La nuit, elle pleurait encore. Lorsqu’elle se retrouvait seule et que tristesse et angoisses venaient l’étreindre avec force, tel un amant brutal. Elle ressemblait à ces animaux qui passent trop de temps en captivité au contact de leurs geôliers. Qui, lorsqu’on les relâche, rôdent longtemps autour de l’enclos. Tels des fantômes. À ces animaux qui ne s’adaptent plus jamais à la vie sauvage.
Allez, Marianne, saisis ta chance ! Tu peux y arriver ! Tu peux retrouver ta liberté !
La porte s’ouvrit, elle crut que c’était Franck qui revenait avec les papiers et l’argent.
— Salut, princesse, dit le capitaine. On va se balader…
— On n’attend pas Franck ? s’étonna-t-elle.
— Non… Il va rentrer tard. Allez, habille-toi.
— Je suis un peu crevée…
— Ben, on fera juste un tour en voiture, si tu préfères… J’ai pas envie de moisir ici et je peux pas te laisser seule. Allez, amène-toi !
Elle récupéra ses clopes, ses lunettes de soleil. Philippe patientait déjà sur le perron. Il y avait une drôle de tension dans l’air. Un truc bizarre. Elle grimpa à l’avant de la voiture, ils quittèrent la propriété aussitôt. Elle remarqua bien vite que Laurent gardait les yeux braqués dans son rétroviseur.
— Qu’est-ce qui se passe ? Vous m’avez l’air sacrément nerveux, tous les deux…
— Tu te fais des idées, princesse.
— Non, je crois pas… Vous vous êtes engueulés, c’est ça ? Et pourquoi tu regardes tout le temps derrière ? T’as peur d’être suivi ?
— Non, je t’assure…
Elle cessa de le questionner, pressentant qu’il n’allait pas tarder à s’énerver.
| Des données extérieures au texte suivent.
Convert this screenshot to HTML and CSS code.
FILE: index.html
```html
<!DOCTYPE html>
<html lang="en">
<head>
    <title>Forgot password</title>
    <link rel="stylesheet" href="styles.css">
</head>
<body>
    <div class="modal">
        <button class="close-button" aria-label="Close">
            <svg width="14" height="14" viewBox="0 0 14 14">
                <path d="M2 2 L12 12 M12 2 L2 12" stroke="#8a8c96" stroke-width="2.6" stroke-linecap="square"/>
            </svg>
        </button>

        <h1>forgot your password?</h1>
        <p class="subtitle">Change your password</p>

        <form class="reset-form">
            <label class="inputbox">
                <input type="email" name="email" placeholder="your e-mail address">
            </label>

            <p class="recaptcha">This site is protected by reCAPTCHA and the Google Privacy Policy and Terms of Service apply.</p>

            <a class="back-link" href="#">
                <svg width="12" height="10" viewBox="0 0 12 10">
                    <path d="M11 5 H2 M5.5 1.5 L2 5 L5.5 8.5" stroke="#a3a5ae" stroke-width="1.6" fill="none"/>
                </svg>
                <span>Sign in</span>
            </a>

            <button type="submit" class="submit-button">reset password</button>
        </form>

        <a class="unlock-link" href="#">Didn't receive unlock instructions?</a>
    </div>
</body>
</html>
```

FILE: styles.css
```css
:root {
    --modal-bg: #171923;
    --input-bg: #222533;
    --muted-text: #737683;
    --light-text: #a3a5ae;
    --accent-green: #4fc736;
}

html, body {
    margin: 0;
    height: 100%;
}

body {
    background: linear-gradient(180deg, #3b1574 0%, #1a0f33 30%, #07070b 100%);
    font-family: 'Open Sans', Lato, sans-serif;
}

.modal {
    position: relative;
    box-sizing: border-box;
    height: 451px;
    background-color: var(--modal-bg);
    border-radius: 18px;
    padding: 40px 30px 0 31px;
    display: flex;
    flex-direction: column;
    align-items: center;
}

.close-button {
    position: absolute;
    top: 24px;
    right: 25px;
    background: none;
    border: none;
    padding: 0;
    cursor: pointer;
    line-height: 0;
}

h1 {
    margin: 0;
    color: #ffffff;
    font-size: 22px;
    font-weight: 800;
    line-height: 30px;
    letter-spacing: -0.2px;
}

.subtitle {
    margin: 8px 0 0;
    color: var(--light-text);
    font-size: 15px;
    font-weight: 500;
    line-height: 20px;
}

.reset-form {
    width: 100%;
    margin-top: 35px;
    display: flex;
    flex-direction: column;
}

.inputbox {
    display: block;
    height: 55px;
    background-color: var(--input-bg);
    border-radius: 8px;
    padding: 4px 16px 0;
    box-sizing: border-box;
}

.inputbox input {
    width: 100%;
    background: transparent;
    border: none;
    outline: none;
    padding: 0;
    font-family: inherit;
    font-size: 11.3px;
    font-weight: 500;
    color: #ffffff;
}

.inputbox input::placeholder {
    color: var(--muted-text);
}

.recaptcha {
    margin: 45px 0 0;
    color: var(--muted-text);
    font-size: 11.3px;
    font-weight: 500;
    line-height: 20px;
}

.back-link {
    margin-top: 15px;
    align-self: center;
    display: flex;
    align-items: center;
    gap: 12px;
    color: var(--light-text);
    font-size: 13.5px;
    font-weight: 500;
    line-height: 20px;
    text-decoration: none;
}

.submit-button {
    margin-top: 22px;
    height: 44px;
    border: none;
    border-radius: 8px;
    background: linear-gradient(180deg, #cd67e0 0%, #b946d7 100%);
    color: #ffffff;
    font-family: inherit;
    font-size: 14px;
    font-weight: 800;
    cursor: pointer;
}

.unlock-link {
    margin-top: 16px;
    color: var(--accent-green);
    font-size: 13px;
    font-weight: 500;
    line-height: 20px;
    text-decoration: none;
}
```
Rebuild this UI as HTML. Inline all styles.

Se concentra sur sa dose journalière d’extérieur. La méthode de Franck aurait pu marcher. Sauf qu’elle était toujours en prison, finalement. Prison de luxe, certes. Mais prison tout de même. Maintenant, elle ne craignait plus de sortir avec eux. Mais n’aurait pas osé mettre un pied dehors sans eux. Son espace s’était simplement élargi. La cour de promenade était plus grande. Simplement plus grande. Mais les barbelés étaient toujours là, autour d’elle. Tout comme les barreaux. Ces grilles qu’elle était la seule à voir, sans doute.
Ceux qui sont libérés y arrivent, Marianne… Alors, pourquoi pas toi ? Peut-être parce qu’elle n’était pas sortie par la grande porte. Qu’elle n’était qu’une fuyarde. Qu’elle serait toujours en cavale. Jamais tranquille, même à l’autre bout du monde.
Parce qu’elle n’avait personne à qui se raccrocher, personne qui l’attendait dehors. Parce qu’elle avait été privée de liberté avant même de connaître la vie. Parce qu’elle n’avait pas fini de payer pour ses fautes, qu’elles pesaient encore de tout leur poids en elle. Comme des boulets à ses chevilles, ceux qui entravent les bagnards.
Poursuivie, Marianne. Par une horde de remords. Par une file indienne de corbillards. Elle s’était sentie plus libre dans les bras de Daniel qu’au bord de l’océan. Pourquoi ?
— À quoi tu penses ? interrogea soudain Philippe en s’approchant de l’appuie-tête.